Friday as I drove home in the light flurries – basically a silly decision since it was already a half day – I thought, hmm, should I pick up Lil and take her to Target to get a birthday gift for the hubby? Granted, the snow was the main gift, which I have to be honest, I didn’t do. So I figured I should do something. (Fifteen years.)
Snow was not sticking to the road. There was a little bit on the grass, but nothing really. I realized, yes, I can drive over to Target at a pretty low risk to my daughter and me. Even I can tone down my competitive driving style for iffy weather conditions. (It’s hard, but I did it. Sort of.)
I would not drive in eight inch snow probably. But flurries in daylight are something that we should teach our children to drive in.
We should prepare our children for “emergencies.” As a young parent, I was very conscious of ignoring the schedule periodically. Because life happens: an accident on 95, last-minute request from the boss, illnesses. Like the time I thought Luke was picking up Lil one night but I called him from the light by Camden Yards only to find out he was in his office at the Power Plant.

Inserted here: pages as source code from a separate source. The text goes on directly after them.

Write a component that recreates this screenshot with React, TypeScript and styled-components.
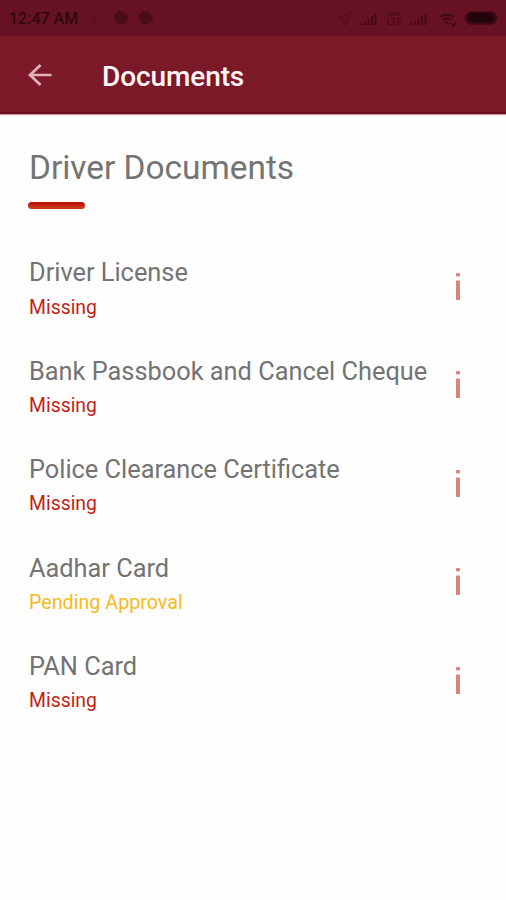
import React from "react";
import styled, { createGlobalStyle } from "styled-components";

const GlobalStyle = createGlobalStyle`
  * { box-sizing: border-box; }
  body { margin: 0; background: #fefefe; font-family: Roboto, "Liberation Sans", sans-serif; }
`;

const Screen = styled.div`
  width: 506px;
  height: 900px;
  display: flex;
  flex-direction: column;
  overflow: hidden;
  background: #fefefe;
`;

const StatusBar = styled.div`
  height: 36px;
  flex: none;
  display: flex;
  align-items: center;
  justify-content: space-between;
  padding-left: 9px;
  background: #671222;
  color: #2f0710;
`;

const Clock = styled.span`
  width: 82px;
  font-size: 16px;
  line-height: 36px;
  padding-top: 1px;
  font-weight: 500;
  white-space: nowrap;
`;

const Notifications = styled.div`
  display: flex;
  flex: 1;
`;

const AppBar = styled.header`
  height: 78px;
  flex: none;
  display: flex;
  align-items: center;
  padding: 2px 0 0 28px;
  background: #7c1929;
  border-bottom: 2px solid #6c0c20;
  box-shadow: 0 1px 1px #c99aa3;
`;

const BackButton = styled.button`
  width: 74px;
  height: 24px;
  padding: 0;
  border: 0;
  background: none;
  display: flex;
`;

const BarTitle = styled.h1`
  margin: 4px 0 0;
  font-size: 28px;
  line-height: 36px;
  font-weight: 500;
  letter-spacing: -0.1px;
  color: #fff5f5;
`;

const Content = styled.main`
  padding: 32px 29px 0;
`;

const Heading = styled.h2`
  margin: 0;
  font-size: 33.4px;
  line-height: 43px;
  font-weight: 400;
  color: #747474;
  white-space: nowrap;
`;

const Accent = styled.div`
  width: 57px;
  height: 7px;
  margin: 13px 0 0 -1px;
  border-radius: 4px;
  background: linear-gradient(#b9140e 20%, #c8381a 75%);
`;

const List = styled.ul`
  list-style: none;
  margin: 46px 0 0;
  padding: 0;
`;

const Item = styled.li`
  height: 98.4px;
  display: flex;
  justify-content: space-between;
`;

const ItemTitle = styled.div`
  font-size: 25.35px;
  line-height: 34px;
  padding-top: 0.4px;
  color: #737373;
  white-space: nowrap;
`;

const ItemStatus = styled.div<{ $pending?: boolean }>`
  margin-top: 5.3px;
  font-size: ${(p) => (p.$pending ? "19.7px" : "19.4px")};
  line-height: 26px;
  color: ${(p) => (p.$pending ? "#f8b91c" : "#c41f14")};
`;

const InfoButton = styled.button`
  width: 6px;
  height: 30px;
  margin: 17px 16px 0 0;
  padding: 0;
  border: 0;
  background: none;
  display: flex;
`;

const documents = [
  { title: "Driver License", status: "Missing" },
  { title: "Bank Passbook and Cancel Cheque", status: "Missing" },
  { title: "Police Clearance Certificate", status: "Missing" },
  { title: "Aadhar Card", status: "Pending Approval", pending: true },
  { title: "PAN Card", status: "Missing" },
];

function NotificationIcons() {
  return (
    <svg width="76" height="36" viewBox="91 0 76 36" aria-hidden="true">
      <path d="M93 15l2 6 4-8" fill="none" stroke="#5b1020" strokeWidth="1.5" />
      <path d="M114 15l4-4 6 1 4 4-1 6-5 3-5-2-3-4z" fill="#4b0c19" />
      <path d="M139 14l4-3 6 1 4 5-1 5-5 3-5-2-3-4z" fill="#4b0c19" />
    </svg>
  );
}

function SystemIcons() {
  return (
    <svg width="170" height="36" viewBox="336 0 170 36" aria-hidden="true">
      <path d="M338 18l13-5-6 12-2-6z" fill="none" stroke="#560f1d" strokeWidth="1.5" />
      <path
        d="M361.5 25v-2M365 25v-4M368.5 25v-7M372 25v-9M375.5 25v-11M411.5 25v-2M415 25v-4M418.500 25v-7M422 25v-9M425.500 25v-11"
        stroke="#450a17"
        strokeWidth="2"
      />
      <g fill="#490b18" fontFamily="Roboto" fontWeight="700" textAnchor="middle">
        <text x="394" y="16" fontSize="5.5" textLength="14" lengthAdjust="spacingAndGlyphs">VOW</text>
        <text x="394" y="25" fontSize="8.5" textLength="15" lengthAdjust="spacingAndGlyphs">LTE</text>
      </g>
      <g fill="none" stroke="#410914" strokeWidth="1.8">
        <path d="M440 17q7-5 14 0M442.500 20q4.500-3 9 0M445 23q2-1.500 4 0" />
        <path d="M451 23l3 3 2-4" />
      </g>
      <rect x="465" y="11.500" width="32" height="13" rx="6.500" fill="#390711" stroke="#4d0b19" />
      <rect x="468" y="13" width="25" height="9" rx="4.500" fill="#210309" />
    </svg>
  );
}

export default function App() {
  return (
    <>
      <GlobalStyle />
      <Screen>
        <StatusBar>
          <Clock>12:47 AM</Clock>
          <Notifications>
            <NotificationIcons />
          </Notifications>
          <SystemIcons />
        </StatusBar>
        <AppBar>
          <BackButton aria-label="Back">
            <svg width="24" height="24" viewBox="0 0 24 24">
              <path d="M23.500 12H2.500M12.500 2L2 12l10.500 10" fill="none" stroke="#e0b3bb" strokeWidth="2.700" />
            </svg>
          </BackButton>
          <BarTitle>Documents</BarTitle>
        </AppBar>
        <Content>
          <Heading>Driver Documents</Heading>
          <Accent />
          <List>
            {documents.map((doc) => (
              <Item key={doc.title}>
                <div>
                  <ItemTitle>{doc.title}</ItemTitle>
                  <ItemStatus $pending={doc.pending}>{doc.status}</ItemStatus>
                </div>
                <InfoButton aria-label={`About ${doc.title}`}>
                  <svg width="6" height="30" viewBox="0 0 6 30" fill="#d8867d">
                    <rect x="1" y="1" width="4" height="3.500" rx="1" />
                    <rect x="1" y="8.500" width="4" height="19.500" rx="0.500" />
                  </svg>
                </InfoButton>
              </Item>
            ))}
          </List>
        </Content>
      </Screen>
    </>
  );
}
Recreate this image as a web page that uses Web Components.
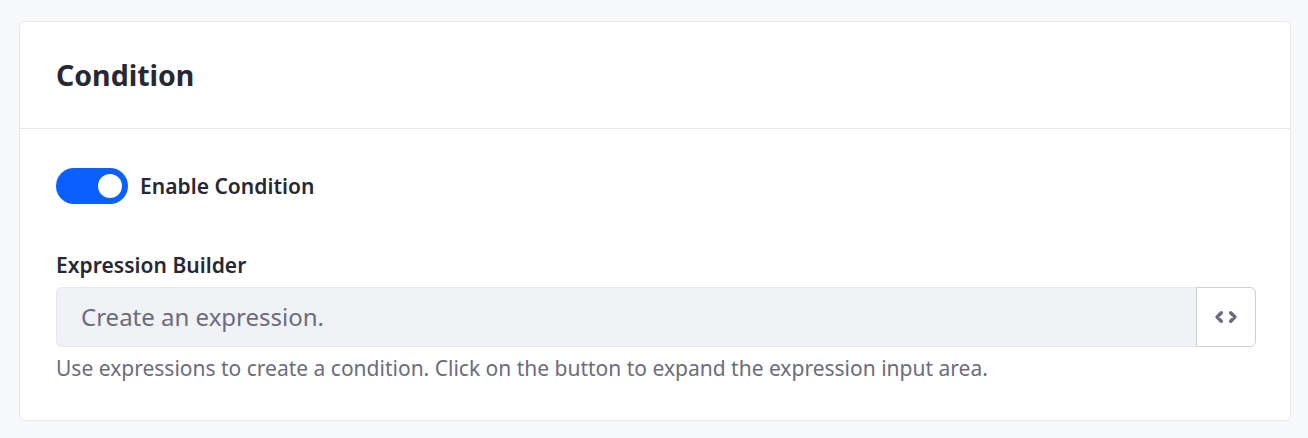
<!DOCTYPE html>
<html lang="en"><head><meta charset="utf-8"><title>Condition</title>
<style>
body{margin:0;background:#f7f8fa;font-family:"Noto Sans","Open Sans",sans-serif;color:#272833;height:438px;overflow:hidden}
</style></head><body>
<condition-panel>
<span slot="title">Condition</span>
<toggle-switch>Enable Condition</toggle-switch>
<expression-field><span slot="label">Expression Builder</span><span slot="placeholder">Create an expression.</span><span slot="help">Use expressions to create a condition. Click on the button to expand the expression input area.</span></expression-field>
</condition-panel>
<script>
const define=(name,markup)=>customElements.define(name,class extends HTMLElement{
constructor(){super();this.attachShadow({mode:"open"}).innerHTML=markup;}
});
define("condition-panel",`<style>
:host{display:block;box-sizing:border-box;padding:21px 17px 0 19px}
section{box-sizing:border-box;height:400px;background:#fff;border:1px solid #e7e7ed;border-radius:6px}
header{box-sizing:border-box;height:107px;padding:0 36px;border-bottom:1px solid #e7e7ed;display:flex;align-items:center}
h2{margin:0;font-size:28.5px;line-height:42px;font-weight:700}
.body{padding:39px 34px 0 36px}
</style><section><header><h2><slot name="title"></slot></h2></header><div class="body"><slot></slot></div></section>`);
define("toggle-switch",`<style>
:host{display:flex;align-items:center;height:36px;gap:12px;font-size:21px;font-weight:600;letter-spacing:.03px}
.track{box-sizing:border-box;width:72px;height:36px;padding:6px;border-radius:18px;background:#0b5fff;display:flex;justify-content:flex-end}
.thumb{width:24px;height:24px;border-radius:50%;background:#fff}
</style><span class="track" role="switch" aria-checked="true"><span class="thumb"></span></span><span><slot></slot></span>`);
define("expression-field",`<style>
:host{display:block;margin-top:45px}
.label{font-size:21px;line-height:32px;font-weight:600;letter-spacing:.03px;margin-bottom:6px}
.group{display:flex;height:60px}
.input{box-sizing:border-box;flex:1;border:1px solid #e7e7ed;border-right:0;border-radius:6px 0 0 6px;background:#f1f2f5;padding:0 0 2px 24px;font-size:24px;color:#6b6c7e;display:flex;align-items:center}
button{box-sizing:border-box;width:60px;margin:0;padding:0;background:#fff;border:1px solid #cdced9;border-radius:0 6px 6px 0;display:flex;align-items:center;justify-content:center;color:#6b6c7e}
.help{margin-top:5px;font-size:21px;line-height:32px;color:#6b6c7e}
</style><div class="label"><slot name="label"></slot></div>
<div class="group"><div class="input"><slot name="placeholder"></slot></div><button aria-label="Expand"><svg width="24" height="24" viewBox="0 0 24 24" fill="none" stroke="currentColor" stroke-width="3.5" stroke-linecap="round" stroke-linejoin="round"><path d="M7.300 7.800 3.100 12l4.200 4.200M16.700 7.800l4.200 4.200-4.200 4.200"/></svg></button></div>
<div class="help"><slot name="help"></slot></div>`);
</script></body></html>
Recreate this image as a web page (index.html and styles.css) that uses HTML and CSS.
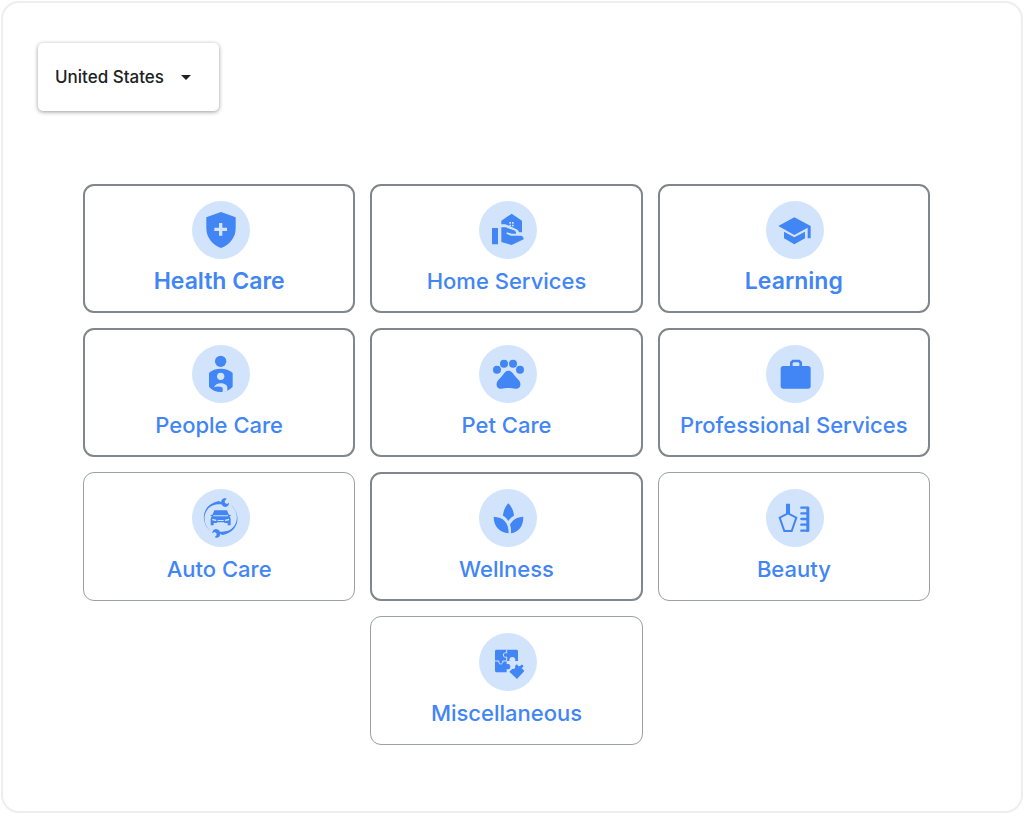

These snow days really anger parents who are left hanging for childcare options, employers that don’t understand and even educators that are trying to determine the next lesson plan and the impact on the calendar.
I am fine with this week’s closures – I am seeing too many kids and adults in the road as the sidewalks are not cleared. We have 10,000 kids walking to school – that’s 20% of our population. Plus, our roof situation makes me nervous. Our aging buildings need a lot of inspection; that could have occurred during the summer, maybe…
No campaign promises here to be sure. But I would like to see HCPSS incorporate something into their college and career readiness promises – life readiness.